# CONFLUENCE Tutorial: Lumped Basin Workflow (Bow River at Banff)

This notebook walks through the complete CONFLUENCE workflow for a lumped basin model using the Bow River at Banff as an example. We'll execute each step individually to understand what's happening at each stage.

## Overview

We'll run through:
1. Project setup and configuration
2. Domain definition (watershed delineation)
3. Data acquisition (forcings and attributes)
4. Model preprocessing
5. Model execution
6. Results visualization

## 1. Setup and Import Libraries

In [1]:
# Import required libraries
import sys
import os
from pathlib import Path
import yaml
import pandas as pd
import matplotlib.pyplot as plt
import geopandas as gpd
from datetime import datetime
import contextily as cx

# Add CONFLUENCE to path
confluence_path = Path('../').resolve()
sys.path.append(str(confluence_path))

# Import CONFLUENCE
from CONFLUENCE import CONFLUENCE

# Set up plotting style
plt.style.use('default')
%matplotlib inline

## 2. Load and Examine Configuration

In [2]:
# Set directory paths
CONFLUENCE_CODE_DIR = confluence_path
CONFLUENCE_DATA_DIR = Path('/work/comphyd_lab/data/CONFLUENCE_data')  # ← User should modify this path 

# Verify paths exist
if not CONFLUENCE_CODE_DIR.exists():
    raise FileNotFoundError(f"CONFLUENCE code directory not found: {CONFLUENCE_CODE_DIR}")

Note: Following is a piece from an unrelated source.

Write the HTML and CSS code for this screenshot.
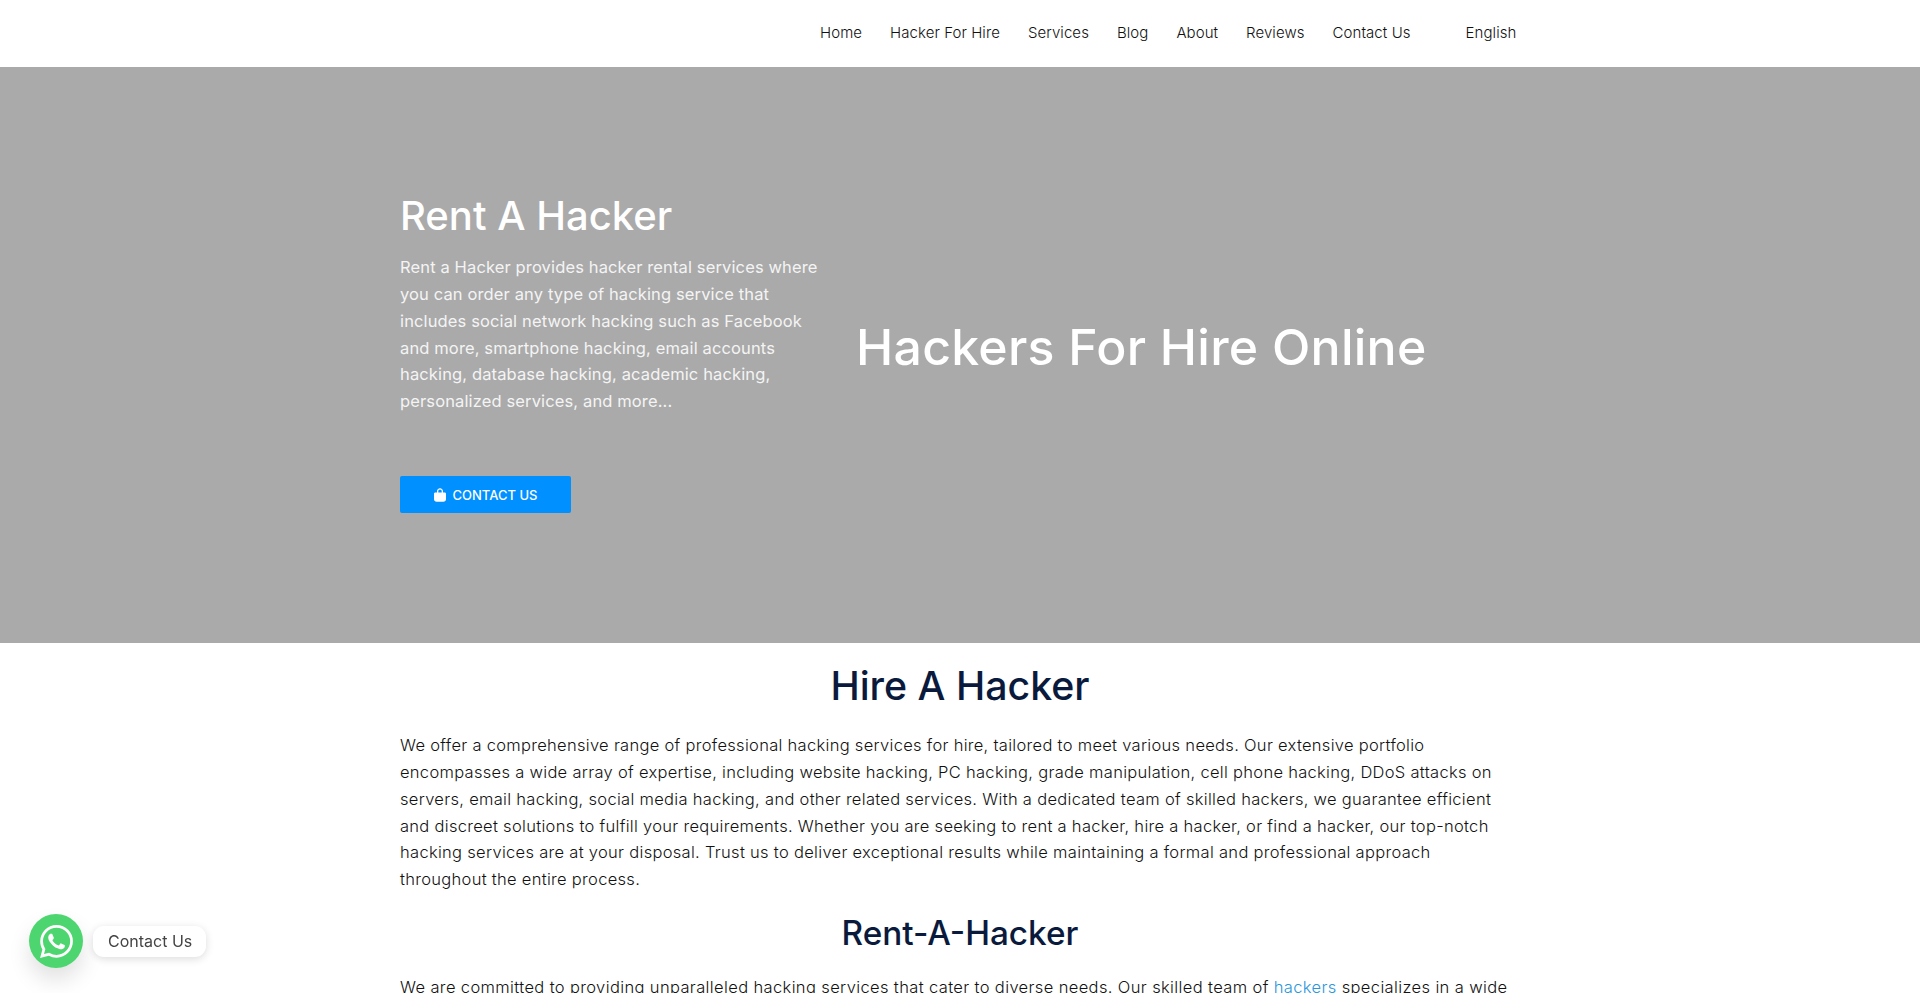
FILE: index.html
```html
<!DOCTYPE html>
<html lang="en">
<head>
<meta charset="utf-8">
<title>Rent A Hacker</title>
<link rel="stylesheet" href="styles.css">
</head>
<body>
<header class="topbar">
  <nav class="nav">
    <a href="#">Home</a>
    <a href="#">Hacker For Hire</a>
    <a href="#">Services</a>
    <a href="#">Blog</a>
    <a href="#">About</a>
    <a href="#">Reviews</a>
    <a href="#">Contact Us</a>
    <a href="#" class="lang">English</a>
  </nav>
</header>
<section class="hero">
  <div class="hero-left">
    <h2 class="hero-title">Rent A Hacker</h2>
    <p class="hero-text">Rent a Hacker provides hacker rental services where<br>you can order any type of hacking service that<br>includes social network hacking such as Facebook<br>and more, smartphone hacking, email accounts<br>hacking, database hacking, academic hacking,<br>personalized services, and more...</p>
    <a href="#" class="btn">
      <svg class="bag" viewBox="0 0 448 512" width="12" height="14"><path fill="#fff" d="M160 112c0-35.300 28.700-64 64-64s64 28.700 64 64v48H160v-48zm-48 48H48c-26.500 0-48 21.500-48 48v208c0 53 43 96 96 96h256c53 0 96-43 96-96V208c0-26.500-21.500-48-48-48h-64v-48C336 50.100 285.900 0 224 0S112 50.100 112 112v48z"/></svg>
      <span>CONTACT US</span>
    </a>
  </div>
  <h1 class="hero-big">Hackers For Hire Online</h1>
</section>
<main class="content">
  <h2 class="h-main">Hire A Hacker</h2>
  <p>We offer a comprehensive range of professional hacking services for hire, tailored to meet various needs. Our extensive portfolio<br>encompasses a wide array of expertise, including website hacking, PC hacking, grade manipulation, cell phone hacking, DDoS attacks on<br>servers, email hacking, social media hacking, and other related services. With a dedicated team of skilled hackers, we guarantee efficient<br>and discreet solutions to fulfill your requirements. Whether you are seeking to rent a hacker, hire a hacker, or find a hacker, our top-notch<br>hacking services are at your disposal. Trust us to deliver exceptional results while maintaining a formal and professional approach<br>throughout the entire process.</p>
  <h2 class="h-sub">Rent-A-Hacker</h2>
  <p class="p-wide">We are committed to providing unparalleled hacking services that cater to diverse needs. Our skilled team of <a href="#" class="link">hackers</a> specializes in a wide</p>
</main>
<a href="#" class="wa">
  <span class="wa-icon">
    <svg viewBox="0 0 24 24" width="33" height="33"><path fill="#fff" d="M17.472 14.382c-.297-.149-1.758-.867-2.030-.967-.273-.099-.471-.148-.670.150-.197.297-.767.966-.940 1.164-.173.199-.347.223-.644.075-.297-.150-1.255-.463-2.390-1.475-.883-.788-1.480-1.761-1.653-2.059-.173-.297-.018-.458.130-.606.134-.133.298-.347.446-.520.149-.174.198-.298.298-.497.099-.198.050-.371-.025-.520-.075-.149-.669-1.612-.916-2.207-.242-.579-.487-.500-.669-.510-.173-.008-.371-.010-.570-.010-.198 0-.520.074-.792.372-.272.297-1.040 1.016-1.040 2.479 0 1.462 1.065 2.875 1.213 3.074.149.198 2.096 3.200 5.077 4.487.709.306 1.262.489 1.694.625.712.227 1.360.195 1.871.118.571-.085 1.758-.719 2.006-1.413.248-.694.248-1.289.173-1.413-.074-.124-.272-.198-.570-.347m-5.421 7.403h-.004a9.870 9.870 0 0 1-5.031-1.378l-.361-.214-3.741.982.998-3.648-.235-.374a9.860 9.860 0 0 1-1.510-5.260c.001-5.450 4.436-9.884 9.888-9.884 2.640 0 5.122 1.030 6.988 2.898a9.825 9.825 0 0 1 2.893 6.994c-.003 5.450-4.437 9.884-9.885 9.884m8.413-18.297A11.815 11.815 0 0 0 12.050 0C5.495 0 .160 5.335.157 11.892c0 2.096.547 4.142 1.588 5.945L.057 24l6.305-1.654a11.882 11.882 0 0 0 5.683 1.448h.005c6.554 0 11.890-5.335 11.893-11.893a11.821 11.821 0 0 0-3.480-8.413z"/></svg>
  </span>
  <span class="wa-label">Contact Us</span>
</a>
</body>
</html>
```
FILE: styles.css
```css
* { box-sizing: border-box; }
html, body { margin: 0; height: 993px; overflow: hidden; background: #fff; }
body { font-family: "Inter", "Liberation Sans", sans-serif; color: #222; }
a { text-decoration: none; color: inherit; }

.topbar { height: 67px; background: #fff; display: flex; justify-content: flex-start; }
.nav { margin-left: 820px; display: flex; align-items: center; gap: 28px; font-size: 15px; font-weight: 300; letter-spacing: .07px; color: #111; height: 65px; }
.nav .lang { margin-left: 27px; }

.hero { height: 576px; background: #aaa; padding: 0 0 0 400px; display: flex; align-items: flex-start; color: #fff; }
.hero-left { width: 456px; padding-top: 125px; }
.hero-title { margin: 0; font-size: 40px; line-height: 48px; font-weight: 500; }
.hero-text { margin: 14px 0 0; font-size: 16.500px; line-height: 26.850px; font-weight: 400; letter-spacing: .13px; color: #f4f4f4; }
.btn { display: flex; align-items: center; justify-content: center; gap: 7px; width: 171px; height: 37px; margin-top: 61px; background: #0090ff; border-radius: 2px; color: #fff; font-size: 13px; font-weight: 500; }
.bag { display: block; }
.hero-big { margin: 0; padding-top: 249px; font-size: 50px; line-height: 62px; font-weight: 500; letter-spacing: .25px; white-space: nowrap; }

.content { width: 1120px; margin-left: 400px; text-align: left; }
.content p { margin: 0; font-size: 16.500px; line-height: 26.850px; font-weight: 300; letter-spacing: .3px; color: #111; }
.content .p-wide { letter-spacing: .37px; }
.h-main { margin: 19px 0 22px; text-align: center; font-size: 39.300px; line-height: 48px; font-weight: 500; color: #0a1a3c; }
.h-sub { margin: 19px 0 20px; text-align: center; font-size: 33.300px; line-height: 42px; font-weight: 500; color: #0a1a3c; }
.link { color: #2b96dc; }

.wa { position: fixed; left: 29px; bottom: 25px; display: flex; align-items: center; gap: 10px; }
.wa-icon { width: 54px; height: 54px; border-radius: 50%; background: #4dd66f; display: flex; align-items: center; justify-content: center; box-shadow: 0 12px 22px rgba(0,0,0,.12); }
.wa-label { background: #fff; border-radius: 11px; padding: 0 14px 0 15px; height: 31px; line-height: 31px; font-family: "Inter", sans-serif; font-size: 16px; color: #444; box-shadow: 0 2px 8px rgba(0,0,0,.14); }
```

if not CONFLUENCE_DATA_DIR.exists():
    print(f"Data directory doesn't exist. Creating: {CONFLUENCE_DATA_DIR}")
    CONFLUENCE_DATA_DIR.mkdir(parents=True, exist_ok=True)

# Load the template configuration
config_path = CONFLUENCE_CODE_DIR / '0_config_files' / 'config_template.yaml'

# Before loading, let's update the config with our directory paths
with open(config_path, 'r') as f:
    config_dict = yaml.safe_load(f)

# Update the directory paths in the config
config_dict['CONFLUENCE_CODE_DIR'] = str(CONFLUENCE_CODE_DIR)
config_dict['CONFLUENCE_DATA_DIR'] = str(CONFLUENCE_DATA_DIR)

# Save updated config to a temporary file
temp_config_path = CONFLUENCE_CODE_DIR / 'config_active.yaml'
with open(temp_config_path, 'w') as f:
    yaml.dump(config_dict, f, default_flow_style=False)

# Initialize CONFLUENCE with updated config
confluence = CONFLUENCE(temp_config_path)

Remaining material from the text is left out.